Die niedersächsische Linke möchte gegen Kinder- und Altersarmut vorgehen. Sie fordert mehr staatlich finanzierte Wohnungen für Geringverdiener, mehr gesetzliche Feiertage und einen Stopp der Schließung verlustbringender Krankenhäuser. Finanzieren möchten sie dies durch eine Wiedereinführung der Vermögensteuer auf Bundesebene - die auch SPD-Linke seit Jahren fordern.

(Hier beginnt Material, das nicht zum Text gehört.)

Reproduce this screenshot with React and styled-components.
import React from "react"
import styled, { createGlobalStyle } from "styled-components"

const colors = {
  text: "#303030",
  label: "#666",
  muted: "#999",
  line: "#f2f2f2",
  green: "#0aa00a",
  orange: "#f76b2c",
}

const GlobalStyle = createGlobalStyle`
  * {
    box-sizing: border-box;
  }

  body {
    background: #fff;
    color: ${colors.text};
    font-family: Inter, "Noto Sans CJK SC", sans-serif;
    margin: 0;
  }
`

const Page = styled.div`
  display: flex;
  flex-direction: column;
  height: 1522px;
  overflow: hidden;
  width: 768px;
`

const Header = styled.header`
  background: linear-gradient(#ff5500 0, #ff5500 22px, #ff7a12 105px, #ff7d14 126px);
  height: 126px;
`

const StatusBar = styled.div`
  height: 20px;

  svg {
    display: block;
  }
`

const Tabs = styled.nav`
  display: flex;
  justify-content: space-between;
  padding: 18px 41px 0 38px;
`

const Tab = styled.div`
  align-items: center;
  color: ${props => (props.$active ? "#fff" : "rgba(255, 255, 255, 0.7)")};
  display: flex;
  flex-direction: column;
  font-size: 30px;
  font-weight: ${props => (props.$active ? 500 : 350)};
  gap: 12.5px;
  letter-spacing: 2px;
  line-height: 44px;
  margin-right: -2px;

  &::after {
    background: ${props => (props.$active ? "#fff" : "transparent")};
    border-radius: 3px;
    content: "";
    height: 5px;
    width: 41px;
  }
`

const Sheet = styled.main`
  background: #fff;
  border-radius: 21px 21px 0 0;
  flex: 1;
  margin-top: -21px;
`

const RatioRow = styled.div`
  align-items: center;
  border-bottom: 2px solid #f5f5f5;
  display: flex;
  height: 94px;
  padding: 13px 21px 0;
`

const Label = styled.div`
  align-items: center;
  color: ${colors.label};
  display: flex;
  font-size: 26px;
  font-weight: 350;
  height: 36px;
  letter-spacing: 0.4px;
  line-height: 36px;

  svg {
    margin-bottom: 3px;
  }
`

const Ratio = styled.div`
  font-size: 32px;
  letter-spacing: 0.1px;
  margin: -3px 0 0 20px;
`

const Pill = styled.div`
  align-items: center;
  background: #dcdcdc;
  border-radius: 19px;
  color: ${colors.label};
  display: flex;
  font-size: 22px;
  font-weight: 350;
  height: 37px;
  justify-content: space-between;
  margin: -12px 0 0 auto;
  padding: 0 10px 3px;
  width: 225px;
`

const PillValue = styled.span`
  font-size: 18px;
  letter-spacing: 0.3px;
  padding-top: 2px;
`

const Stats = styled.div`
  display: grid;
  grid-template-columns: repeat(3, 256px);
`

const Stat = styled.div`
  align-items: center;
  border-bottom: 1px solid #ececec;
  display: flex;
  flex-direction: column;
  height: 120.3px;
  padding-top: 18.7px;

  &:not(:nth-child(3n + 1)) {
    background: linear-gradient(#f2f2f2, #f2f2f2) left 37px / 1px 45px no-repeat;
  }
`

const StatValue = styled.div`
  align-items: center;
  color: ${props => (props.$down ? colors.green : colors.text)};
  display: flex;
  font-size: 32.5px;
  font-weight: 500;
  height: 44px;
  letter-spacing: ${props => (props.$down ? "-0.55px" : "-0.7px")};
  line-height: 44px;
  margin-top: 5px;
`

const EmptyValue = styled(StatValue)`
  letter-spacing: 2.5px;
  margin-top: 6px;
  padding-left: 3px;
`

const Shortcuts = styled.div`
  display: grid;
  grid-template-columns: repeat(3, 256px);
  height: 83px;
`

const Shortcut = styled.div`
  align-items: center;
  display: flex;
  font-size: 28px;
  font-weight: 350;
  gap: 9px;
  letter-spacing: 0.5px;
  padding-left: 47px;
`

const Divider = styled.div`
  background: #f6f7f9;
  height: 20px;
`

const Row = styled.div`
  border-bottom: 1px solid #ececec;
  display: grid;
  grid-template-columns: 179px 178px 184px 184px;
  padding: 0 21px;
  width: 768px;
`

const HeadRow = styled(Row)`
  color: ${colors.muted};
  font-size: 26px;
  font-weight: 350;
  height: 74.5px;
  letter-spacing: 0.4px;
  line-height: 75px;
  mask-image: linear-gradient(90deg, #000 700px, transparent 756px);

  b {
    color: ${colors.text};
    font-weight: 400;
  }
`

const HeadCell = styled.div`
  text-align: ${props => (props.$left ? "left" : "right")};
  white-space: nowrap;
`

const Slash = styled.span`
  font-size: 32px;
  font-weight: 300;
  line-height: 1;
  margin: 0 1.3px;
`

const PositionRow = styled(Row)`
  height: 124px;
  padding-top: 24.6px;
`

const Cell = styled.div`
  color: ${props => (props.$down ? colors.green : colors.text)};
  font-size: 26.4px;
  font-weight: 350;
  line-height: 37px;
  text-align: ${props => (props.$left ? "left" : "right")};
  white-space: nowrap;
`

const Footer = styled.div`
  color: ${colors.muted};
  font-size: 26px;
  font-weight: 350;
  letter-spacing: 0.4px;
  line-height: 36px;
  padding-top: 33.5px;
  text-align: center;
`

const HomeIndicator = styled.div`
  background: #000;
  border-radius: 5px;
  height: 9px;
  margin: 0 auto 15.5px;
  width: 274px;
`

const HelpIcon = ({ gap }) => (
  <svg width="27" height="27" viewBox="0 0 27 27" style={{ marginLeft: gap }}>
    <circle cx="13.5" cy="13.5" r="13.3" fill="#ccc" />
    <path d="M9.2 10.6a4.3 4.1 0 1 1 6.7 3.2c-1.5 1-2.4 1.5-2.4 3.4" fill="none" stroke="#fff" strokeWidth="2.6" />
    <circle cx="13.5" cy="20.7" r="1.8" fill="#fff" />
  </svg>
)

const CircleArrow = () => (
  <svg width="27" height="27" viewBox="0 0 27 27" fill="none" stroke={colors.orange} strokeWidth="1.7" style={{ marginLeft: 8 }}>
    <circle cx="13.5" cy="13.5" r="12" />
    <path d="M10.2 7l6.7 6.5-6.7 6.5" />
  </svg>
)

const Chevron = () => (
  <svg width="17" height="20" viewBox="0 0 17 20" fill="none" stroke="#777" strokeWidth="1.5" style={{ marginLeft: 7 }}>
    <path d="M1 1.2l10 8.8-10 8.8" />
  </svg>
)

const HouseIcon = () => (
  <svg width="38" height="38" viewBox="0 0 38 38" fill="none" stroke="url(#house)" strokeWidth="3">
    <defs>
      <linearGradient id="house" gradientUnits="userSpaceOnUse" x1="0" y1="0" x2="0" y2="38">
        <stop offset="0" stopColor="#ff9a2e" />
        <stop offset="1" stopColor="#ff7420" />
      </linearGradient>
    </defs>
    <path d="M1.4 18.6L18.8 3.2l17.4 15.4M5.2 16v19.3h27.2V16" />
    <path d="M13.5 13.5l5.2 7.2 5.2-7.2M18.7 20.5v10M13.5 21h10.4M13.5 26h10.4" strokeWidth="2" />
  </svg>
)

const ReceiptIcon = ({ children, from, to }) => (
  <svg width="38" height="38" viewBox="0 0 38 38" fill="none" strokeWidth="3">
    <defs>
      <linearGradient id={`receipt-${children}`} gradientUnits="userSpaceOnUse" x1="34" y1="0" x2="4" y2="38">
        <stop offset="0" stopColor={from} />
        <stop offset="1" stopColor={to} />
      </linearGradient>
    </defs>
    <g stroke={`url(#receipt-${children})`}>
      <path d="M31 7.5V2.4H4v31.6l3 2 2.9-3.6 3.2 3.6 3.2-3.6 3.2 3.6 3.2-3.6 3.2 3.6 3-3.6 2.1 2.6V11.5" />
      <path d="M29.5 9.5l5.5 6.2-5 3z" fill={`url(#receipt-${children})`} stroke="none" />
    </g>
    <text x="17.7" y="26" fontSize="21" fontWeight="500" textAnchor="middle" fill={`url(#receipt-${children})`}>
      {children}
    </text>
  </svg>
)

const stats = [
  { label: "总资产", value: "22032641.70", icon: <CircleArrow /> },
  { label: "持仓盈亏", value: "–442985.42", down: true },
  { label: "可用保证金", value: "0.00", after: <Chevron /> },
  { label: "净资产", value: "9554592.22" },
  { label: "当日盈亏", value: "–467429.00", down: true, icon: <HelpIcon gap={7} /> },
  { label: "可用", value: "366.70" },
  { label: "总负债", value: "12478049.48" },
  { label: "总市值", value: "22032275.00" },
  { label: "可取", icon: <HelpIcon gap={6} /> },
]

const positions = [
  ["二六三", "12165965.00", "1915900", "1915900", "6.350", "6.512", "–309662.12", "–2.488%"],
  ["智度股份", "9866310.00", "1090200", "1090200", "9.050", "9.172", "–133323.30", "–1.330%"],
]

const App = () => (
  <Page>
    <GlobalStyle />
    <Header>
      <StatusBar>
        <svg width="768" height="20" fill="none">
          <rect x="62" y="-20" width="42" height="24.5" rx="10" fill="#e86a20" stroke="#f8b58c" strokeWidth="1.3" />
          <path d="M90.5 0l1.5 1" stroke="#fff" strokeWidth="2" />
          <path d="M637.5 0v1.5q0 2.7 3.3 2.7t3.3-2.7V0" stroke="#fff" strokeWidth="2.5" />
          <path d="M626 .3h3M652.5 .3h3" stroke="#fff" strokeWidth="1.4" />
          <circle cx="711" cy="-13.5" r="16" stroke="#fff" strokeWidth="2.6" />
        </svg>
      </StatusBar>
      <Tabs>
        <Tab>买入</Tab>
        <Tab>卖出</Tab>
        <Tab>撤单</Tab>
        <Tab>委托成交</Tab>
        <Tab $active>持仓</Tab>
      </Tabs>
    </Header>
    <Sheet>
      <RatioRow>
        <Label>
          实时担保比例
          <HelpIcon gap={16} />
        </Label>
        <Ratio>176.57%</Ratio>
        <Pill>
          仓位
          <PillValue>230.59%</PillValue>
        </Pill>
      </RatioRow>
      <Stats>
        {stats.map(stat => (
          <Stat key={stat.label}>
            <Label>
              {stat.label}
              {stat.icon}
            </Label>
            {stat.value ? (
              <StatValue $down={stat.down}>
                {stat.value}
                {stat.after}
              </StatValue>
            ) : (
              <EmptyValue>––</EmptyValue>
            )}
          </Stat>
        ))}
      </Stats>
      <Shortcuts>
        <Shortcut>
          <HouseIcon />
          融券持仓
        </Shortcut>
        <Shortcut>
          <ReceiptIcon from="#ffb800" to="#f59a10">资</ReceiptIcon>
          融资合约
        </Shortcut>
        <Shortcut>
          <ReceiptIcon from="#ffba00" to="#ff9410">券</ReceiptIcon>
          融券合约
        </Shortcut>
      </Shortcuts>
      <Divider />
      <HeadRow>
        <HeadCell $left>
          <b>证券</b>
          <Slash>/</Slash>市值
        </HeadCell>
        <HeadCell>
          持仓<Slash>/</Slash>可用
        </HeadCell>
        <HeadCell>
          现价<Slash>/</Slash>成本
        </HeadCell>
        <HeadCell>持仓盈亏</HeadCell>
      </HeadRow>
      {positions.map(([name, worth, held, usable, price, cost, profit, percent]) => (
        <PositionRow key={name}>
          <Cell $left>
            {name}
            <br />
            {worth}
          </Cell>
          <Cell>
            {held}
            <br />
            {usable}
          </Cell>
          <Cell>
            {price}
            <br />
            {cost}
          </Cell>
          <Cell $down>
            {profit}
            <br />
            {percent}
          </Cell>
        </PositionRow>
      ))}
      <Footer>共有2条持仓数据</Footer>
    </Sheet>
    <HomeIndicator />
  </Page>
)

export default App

Die Niedersachsen kennen Linke-Politiker vor allem aus Kommunalparlamenten. Erfahrung in einem größeren Parlament haben nur drei Kandidaten. In Westdeutschland haben SPD und Grüne jedoch noch nie mit der Linken zusammen regiert. Das hängt auch mit ihrer Entstehungsgeschichte zusammen: Die Linke enstand durch den Zusammenschluss der Partei der PDS, der Nachfolgepartei der DDR-Einheitspartei SED, mit der Wahlalternative WASG, die viele Ex-Sozialdemokraten vereinte, die sich nach den Hartz-Gesetzen enttäuscht von der SPD abgewandt hatten. Hinzu kommt: „In den alten Bundesländern haftet der Linken das Image an, eine chaotische Protestpartei zu sein, die nicht regieren kann“, sagt Micus. Der CDU-Herausforderer bei der Landtagswahl, Bernd Althusmann, hält sie für so gefährlich wie die AfD.

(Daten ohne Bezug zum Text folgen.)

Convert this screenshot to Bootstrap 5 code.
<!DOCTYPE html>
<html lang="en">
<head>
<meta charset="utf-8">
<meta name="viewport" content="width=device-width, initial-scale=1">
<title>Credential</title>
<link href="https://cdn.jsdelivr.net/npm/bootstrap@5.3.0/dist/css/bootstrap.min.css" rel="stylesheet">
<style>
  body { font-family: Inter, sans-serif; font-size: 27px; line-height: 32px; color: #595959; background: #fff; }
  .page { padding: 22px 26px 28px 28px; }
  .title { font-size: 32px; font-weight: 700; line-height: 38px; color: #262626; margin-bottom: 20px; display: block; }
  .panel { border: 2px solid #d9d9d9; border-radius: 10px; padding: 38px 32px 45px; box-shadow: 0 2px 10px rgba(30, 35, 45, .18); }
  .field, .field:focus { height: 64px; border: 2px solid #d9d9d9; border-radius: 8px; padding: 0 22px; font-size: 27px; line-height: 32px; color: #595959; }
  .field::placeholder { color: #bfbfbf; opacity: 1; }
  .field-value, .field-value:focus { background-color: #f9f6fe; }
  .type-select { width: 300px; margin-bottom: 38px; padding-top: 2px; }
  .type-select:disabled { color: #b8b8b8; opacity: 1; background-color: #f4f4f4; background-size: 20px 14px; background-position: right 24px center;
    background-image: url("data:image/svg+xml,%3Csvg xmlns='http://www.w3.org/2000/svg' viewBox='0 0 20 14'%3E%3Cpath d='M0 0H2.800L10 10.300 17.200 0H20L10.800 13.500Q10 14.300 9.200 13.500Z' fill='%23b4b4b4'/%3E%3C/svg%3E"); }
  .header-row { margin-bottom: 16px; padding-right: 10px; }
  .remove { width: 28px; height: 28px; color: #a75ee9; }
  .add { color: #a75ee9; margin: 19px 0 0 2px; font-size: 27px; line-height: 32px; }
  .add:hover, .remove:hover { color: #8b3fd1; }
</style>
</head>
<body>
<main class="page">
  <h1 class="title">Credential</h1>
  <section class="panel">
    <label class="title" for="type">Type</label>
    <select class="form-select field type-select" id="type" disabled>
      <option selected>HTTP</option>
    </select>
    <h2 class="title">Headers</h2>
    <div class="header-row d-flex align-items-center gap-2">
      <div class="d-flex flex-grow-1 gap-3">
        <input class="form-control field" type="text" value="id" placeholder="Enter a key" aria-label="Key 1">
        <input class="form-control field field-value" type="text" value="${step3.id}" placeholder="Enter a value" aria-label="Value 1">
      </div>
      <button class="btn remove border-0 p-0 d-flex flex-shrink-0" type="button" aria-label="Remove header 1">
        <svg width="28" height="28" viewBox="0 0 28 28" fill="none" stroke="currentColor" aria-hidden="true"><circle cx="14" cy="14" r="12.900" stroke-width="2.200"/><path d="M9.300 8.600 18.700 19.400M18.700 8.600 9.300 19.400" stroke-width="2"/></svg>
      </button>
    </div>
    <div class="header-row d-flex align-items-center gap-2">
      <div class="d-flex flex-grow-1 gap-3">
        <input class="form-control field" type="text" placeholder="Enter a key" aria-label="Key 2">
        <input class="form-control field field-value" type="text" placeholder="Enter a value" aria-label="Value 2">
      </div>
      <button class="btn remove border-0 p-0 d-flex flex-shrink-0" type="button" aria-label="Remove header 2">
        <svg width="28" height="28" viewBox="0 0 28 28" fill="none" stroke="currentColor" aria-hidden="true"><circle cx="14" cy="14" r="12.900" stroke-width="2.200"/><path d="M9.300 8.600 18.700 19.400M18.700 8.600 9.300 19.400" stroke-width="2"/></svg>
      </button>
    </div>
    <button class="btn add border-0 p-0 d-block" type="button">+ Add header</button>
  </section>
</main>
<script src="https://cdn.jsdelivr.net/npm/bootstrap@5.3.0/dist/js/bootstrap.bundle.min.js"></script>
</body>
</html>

Auf Bundesebene verschrecken die Linken andere Parteien mit ihrem russlandfreundlichen Kurs und Forderungen nach einem Nato-Austritt. „Bei SPD- und Grünen-Politikern besteht die weit verbreitete Sorge, bei Wahlen einzubüßen, wenn sie für ein rot-rot-grünes Bündnis werben“, sagt Micus. Nicht ganz zufällig begann der Absturz des damaligen SPD-Kanzlerkandidaten Schulz in den Umfragen nach der verlorenen Saarland-Wahl im vergangenen März, bei der die SPD ein rot-rotes Bündnis nicht ausgeschlossen hatte.

In Niedersachsen hat sich Ministerpräsident Stephan Weil (SPD) von einer rot-rot-grünen Koalition zwar distanziert, eindeutig ausgeschlossen hat er sie aber nicht. Ob die Linke die Fünfprozenthürde und damit die Rückkehr in den Landtag allerdings überhaupt schafft, steht laut neusten Umfragen auf der Kippe. Bei der Bundestagswahl holte die Partei in Niedersachsen immerhin 6,9 Prozent der Zweitstimmen, ein Plus von 1,9 Prozent.

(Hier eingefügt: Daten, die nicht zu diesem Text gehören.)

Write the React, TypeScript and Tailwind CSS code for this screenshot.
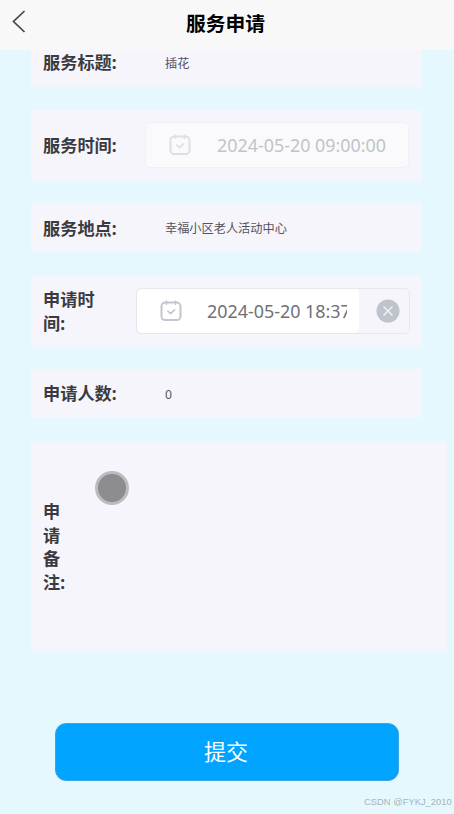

Spitzenkandidatin Anja Stoeck bringt ihre Partei schon mal für eine mögliche Koalition in Stellung: „Wir sind offen für Gespräche mit der SPD und den Grünen“, sagte die 51-jährige Physiotherapeutin der Deutschen Presse-Agentur. „Wenn (Ministerpräsident) Weil wirklich das tun wird, was er im Wahlkampf verspricht, dann ist das schön.“

Sie hofft, das Zünglein an der Waage sein zu können - denn eine Ampelkoalition von SPD, Freidemokraten und Grünen hat FDP-Chef Stefan Birkner ausgeschlossen und die Bildung einer großen Koalition könnte durch die Abneigung zwischen SPD und CDU erschwert werden.

Allerdings könnte das Kopf-Kopf-Rennen zwischen den beiden großen Parteien am Ende die Linke Stimmen kosten. „Viele links-gesinnte Wähler werden nun eher das SPD-Lager unterstützen, um eine CDU-geführte Regierung zu verhindern“, erwartet Bandelow.